Good stuff, found here, on Arthur Balfour's reading habits:
...From Blanche E.C. Dugdale, Arthur James Balfour, First Earl of Balfour K.G., O.M. F.R.S., Vol. 1. (G.P. Putnam's Sons: New York, 1937), pp. 135-136. Blanche Dugdale was Arthur Balfour's niece.Nothing ever interfered with his reading. He always had several books on hand at once. The latest work on science might be found propped up on the mantelpiece of his bedroom to vary the process of dressing, and Lady Frances once declared that she suspected him of "making a raft of his sponge" to support a French novel while he took his bath. It was seldom that some work by Edgar Wallace or P.G. Wodehouse was absent from his bedside after these authors rose to fame, and the table by his arm-chair was always heaped with books of history, or Memoirs. It would be difficult to define the limits of his reading. Its range could astonish even his oldest friends, as for instance when, staying with Lord and Lady Desborough at Taplow Court on the eve of a General Election, he carried off to his bedroom a manual on chess, a game which since his boyhood he was never seen to play. Serious fiction was perhaps the only class of book upon which he was cautious of embarking. He never began a new novel until he was assured that it ended well. If no such assurance was forthcoming, he fell back upon Scott, Jane Austen, Kipling, and Stevenson.
He chose "The Pleasures of Reading" for the subject of his Rectorial Address to St. Andrews University in 1887, and there gave his personal answer to that most personal of questions—what to read and how to read it. Mr. Frederic Harrison had lately given forth some portentous warnings against "gorging and enfeebling" the intellect by over-indulgence in carelessly chosen literature. Balfour suggested that the analogy between the human mind and the human stomach might be pressed too far. He had never himself met the person whose natural gifts had been overloaded with learning. No doubt many learned people were dull, but not because they were learned. "True dullness is seldom acquired. It is a natural grace, the manifestations of which, however modified by education, remain in substance the same." People should not be afraid to read what they enjoyed. Idle curiosity, so-called, was a thing to be encouraged. Here follows a passage which might well mislead posterity into supposing Balfour a newspaper addict, ingeniously defending his favourite vice. The exhaustive study of the morning and evening papers was "only a somewhat unprofitable exercise of that disinterested love of knowledge that moves men to penetrate the Polar snows, or to explore the secrets of the remotest heavens.... It can be turned, and it should be turned into a curiosity for which nothing...can be wholly alien or uninteresting."
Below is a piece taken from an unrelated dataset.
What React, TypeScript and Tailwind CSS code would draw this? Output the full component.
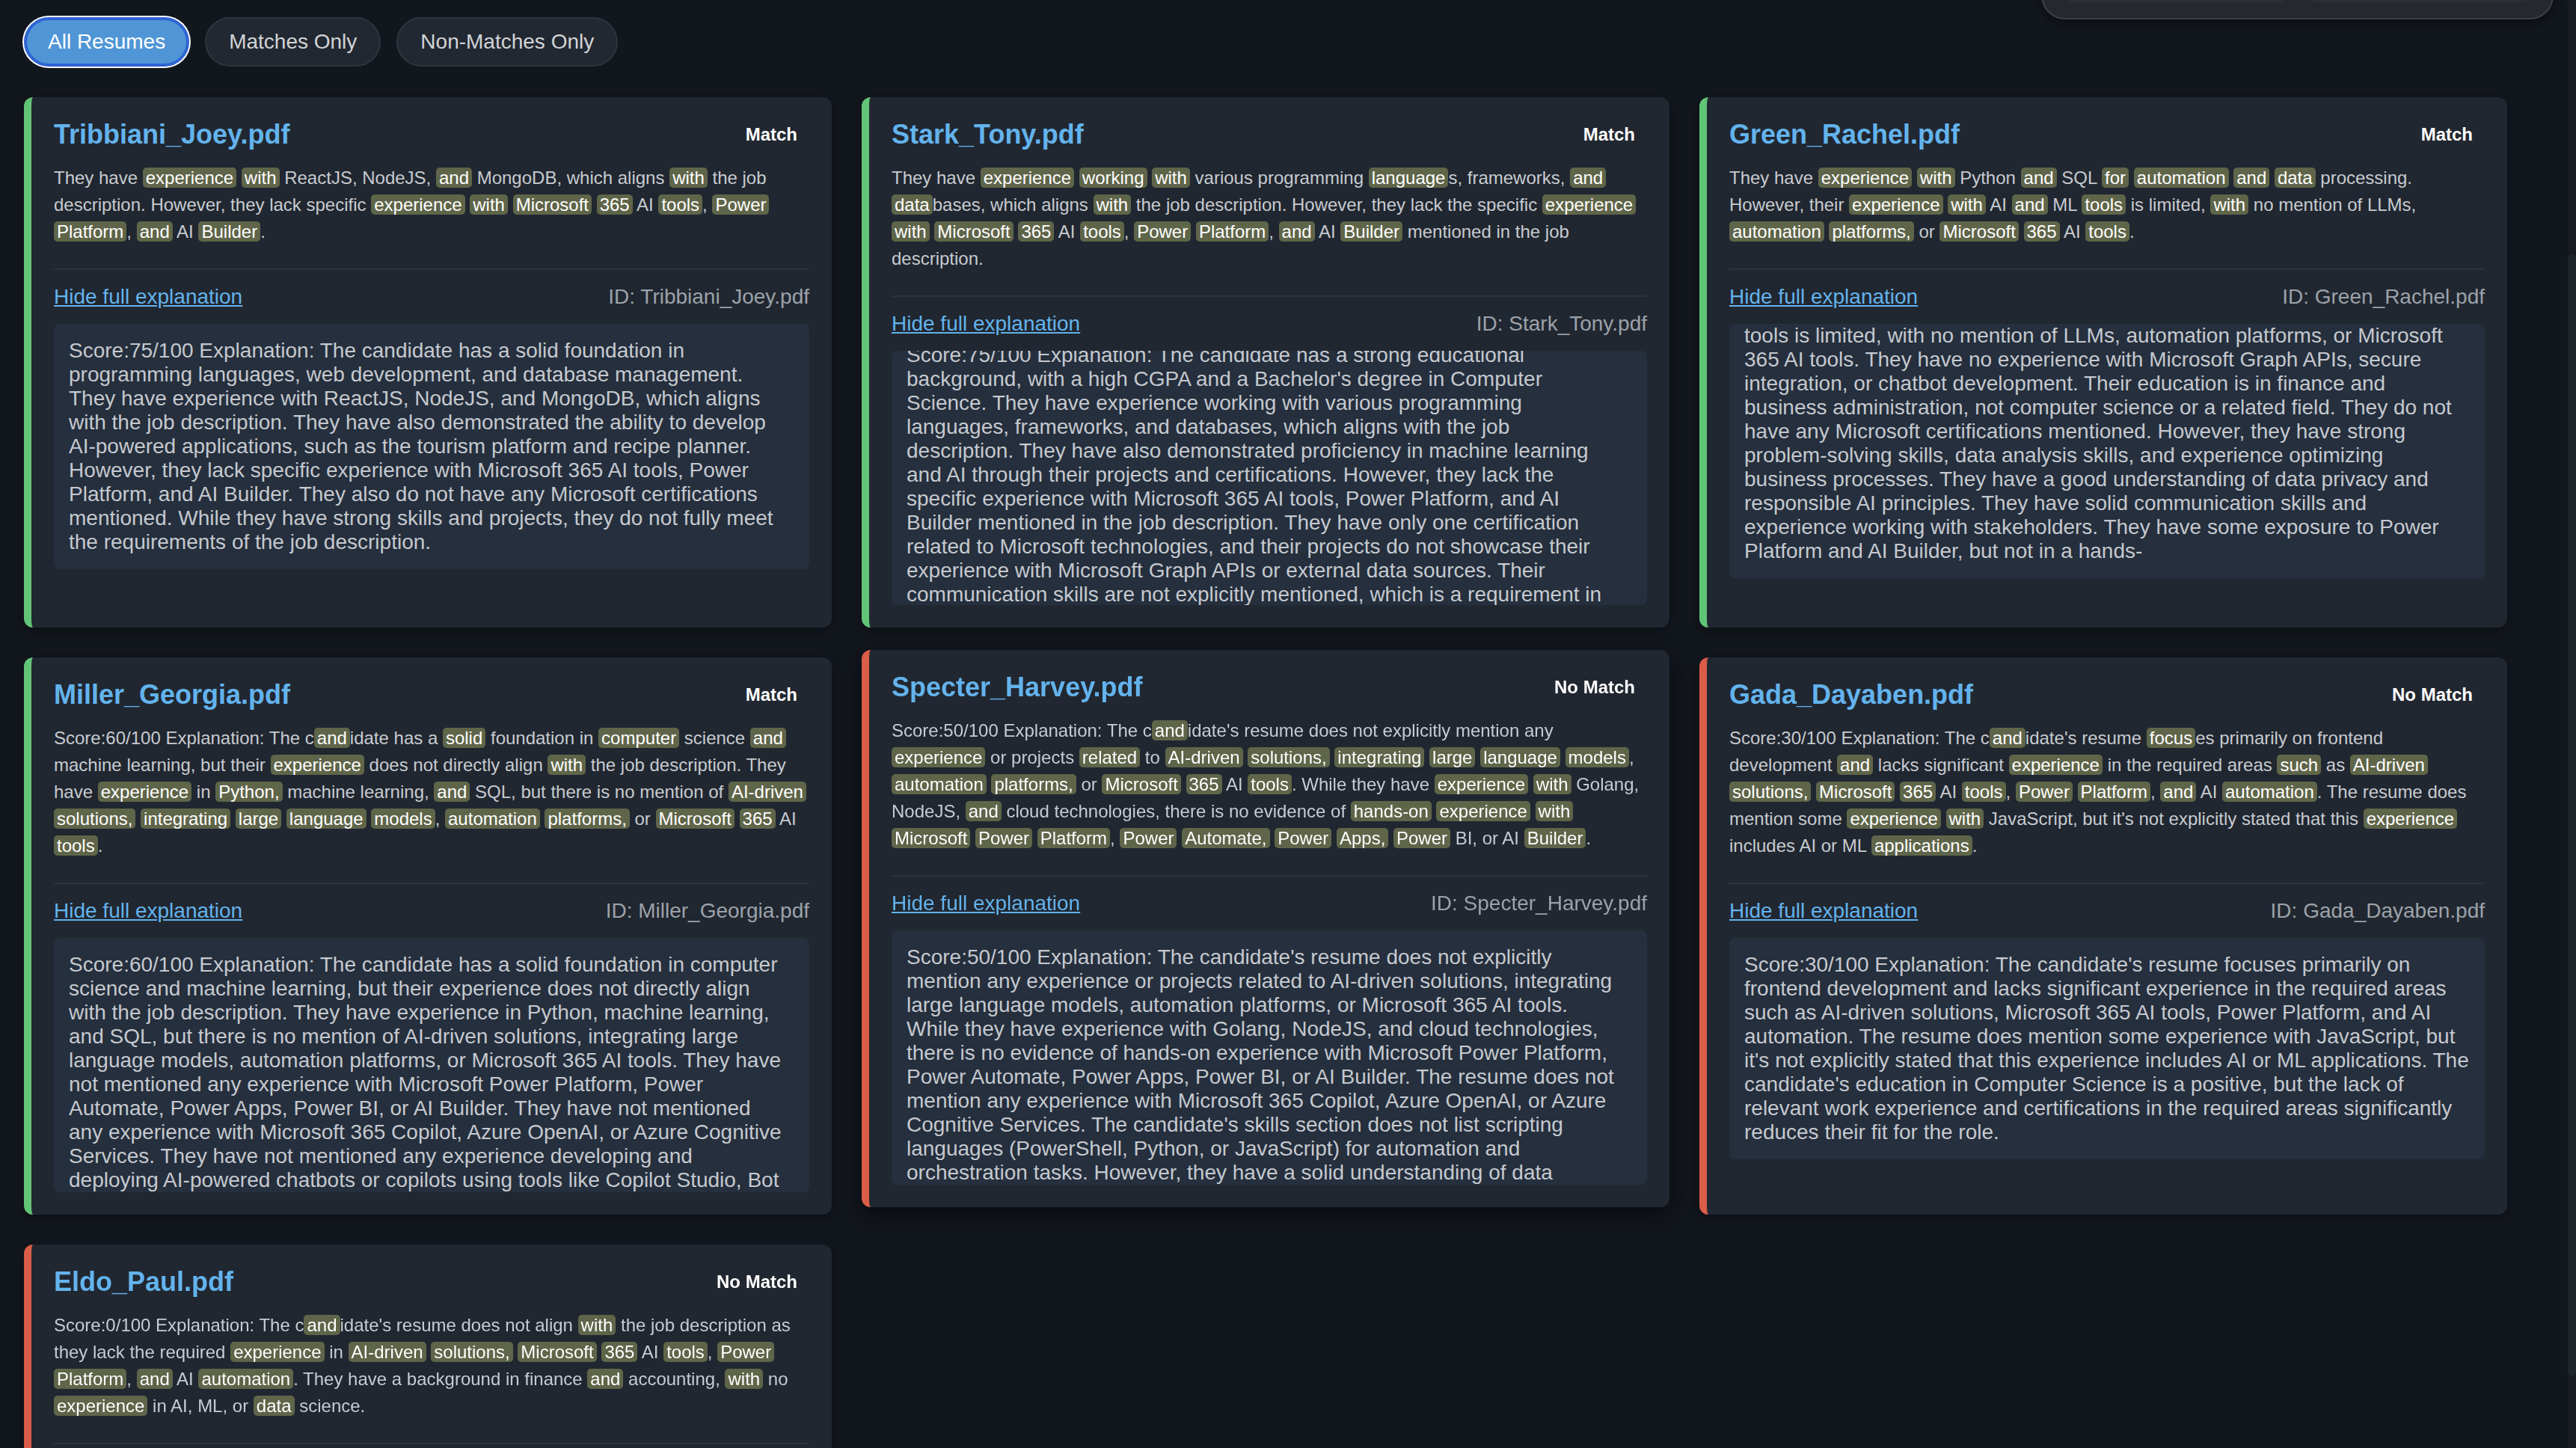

Such being his views, Balfour was naturally a lavish book-buyer. The library at Whittingehame is a large room, well stocked before his day with standard works of every kind. Soon it overflowed, and other rooms were lined with shelves. His own sitting-room was packed from floor to ceiling, mainly with books on philosophy and theology, and its sofas were heaped with flotsam and jetsam of current publications. The books at Whittingehame had an alert look about them, as if expecting to be pulled out at any moment. They were, in fact, often temporarily lost, for the ever-growing library was too large to be kept in order by the family's spasmodic efforts at arrangement, continually begun, but never ended. If Balfour was found wandering down the corridor at unwonted hours he was most likely in search of some book, and his relations would rush to proffer conflicting evidence about the present position of the missing volume.
"Read everything you find interesting and nothing that you don't," was nearly the sum-total of his advice to the younger generation with regard to literature. It sounded easy, yet to try to keep up with him along any of his primrose paths to knowledge, was to discover how deceptive was that apparently leisurely pace.